I mentioned fighter(champion) as a half-joke, but it's really is a good way to have a character for people that do not want to invest too much time into optimization and rules, and still have a decent character.

Fighter(champion), Barbarian(bear totem), Rogue(scout) are all simple and viable options. Sorcerer(draconic) can be an option for a simple caster introduction character.

champion and draconic sorcerer need a little buff, but that is another topic
 

Horwath

Legend
Lots of people are talking about subclasses at 1st or at 1st & 2nd. No one is talking about the other half I laid out needed for that - a different multiclassing schema that doens't allow cherry picking. What would you suggest for that which would feel like a good 5e-esqe style fit?
one solution could be:

you cannot multiclass before having 4 levels in your primary class.
you cannot multiclass out of your new class before getting 4 levels in a new class.
 

tetrasodium

Legend
Supporter
Epic
Lots of people are talking about subclasses at 1st or at 1st & 2nd. No one is talking about the other half I laid out needed for that - a different multiclassing schema that doens't allow cherry picking. What would you suggest for that which would feel like a good 5e-esqe style fit?
the 2e rules for it had a lot of one off & hard coded stuff for individual combos making it a good place for inspiration but needing work to convery into a formulaic framework I put together this little setup for accomplishing that while sanding down issues that were present in 2e dual/multiclassing a while back & it seems to work well
I'm going to get technical for simplicity & clarity of explanation without examples
  • The terms class1 & class2 are used for simplicity un description. Class1 is whichever class higher or equal in level to class2 (the lower or equal level one)
  • class1 & class2 have their own parallel to the single class exp tracks starting at 0->300->900->etc ones but are subject to a 2.5x multiplier (0->750->2,250->etc) REMEMBER: experience needed for each level increases at a nonlinear pace so there will be some slowdown in progression but not cripplingly so
  • You can dual class at any time (including level 1 with zero exp) but both classes are subject to the 2.5x multiplier & you must makeup the 2.5x gap if not starting at character creation.
    • If bob is level two with 300xp he can immediately pick up level 1 in a second class If bob wants to reach level 3/1 first he needs to fill the 150exp deficit he just created & continue till he advances to 2,250 in class1. If bob wants to first aim for 2/2 I'm not sure if class2 should need 450exp for level 2 or 600(450+the 150exp deficit class1 started with). There are merits for either method. Forcing the deficit to be filled is probably good just to avoid "I don't plan to advance class1 beyond this level" type cheese
  • hitpoints from each class are divided by 2 & added together.
  • Dual classing impacts proficiency bonus (immediately).
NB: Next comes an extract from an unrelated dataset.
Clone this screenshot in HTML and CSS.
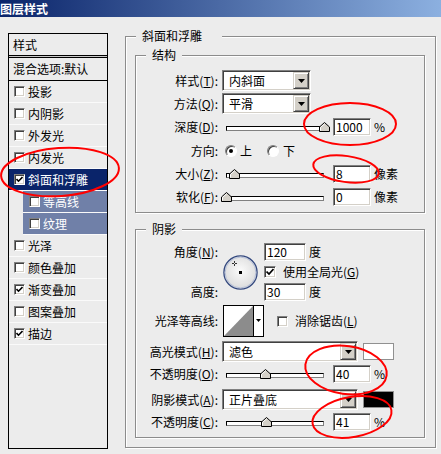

Take the proficiency bonus for class1 & subtract the difference between class1 & class2 proficiency bonus values.
    • If bob is level 10/2 he has class1 proficiency of +4 & class2 proficiency of +2 making his final proficiency bonus +2. If he advances to 10/5 that will increase to +3 because 4-(4-3)=3
    • There might be a way for someone who knows the math terms involved better than I do to more concisely write that.
  • level one for both classes uses max for the hit die+con or whatever is being used by the game normally for single class characters Both are divided by 2 & added together though.
  • Casters can dual class but track spells & slots separate (3.x style) rather than having them stack 5e style
  • You get all abilities from each class at each level but only if they can combine under other circumstances so sneak attack & extra attack combine but extra attack & extra attack do not.
  • Giving both sets of saves might be ok because of the hit to proficiency bonus & somewhat lagging progression. I'm not sure about skills since there are so few skills in 5e
It discourages cherry picking because of the proficiency bonus hit under those circumstances & hp/prof bonus pressures to take advantage of the ability to snag a bunch of levels in class2 for less than or similar to the cost of one more level in class1 as soon as they start diverging . A dual class can be competent at both sides of their split but will almost always lag behind a straight class of either in levels hp & sometimes proficiency bonus to (hopefully) make it a tough choice either way rather thana no brainer they feel pressured into
 


Clint_L

Legend
maybe we should plan little above lowest common denominator?
There are lots of new players who have never played anything like an RPG before. That is the reality. I work with tons of them. A lot of them are trying D&D because they've heard about it, and a significant number are looking at it as a way to meet people and make friends. Some of them have learning challenges of various sorts. There's a lot going on and each kid has a unique story. This is not about "intelligence" and I really wish you'd stop trying to make it like kids who can't immediately suss out which sub-class they'd like from the first moment they play D&D are dumb.

For the first game, you don't want to spend hours just explaining basic rules and class/subclass options (and you don't have hours for an after school club). You want to get them playing so they pick up rules as they going along. A brand new kid to the game is still trying to wrap their head around all the race and class options without adding in 48 or so sub-classes to the mix.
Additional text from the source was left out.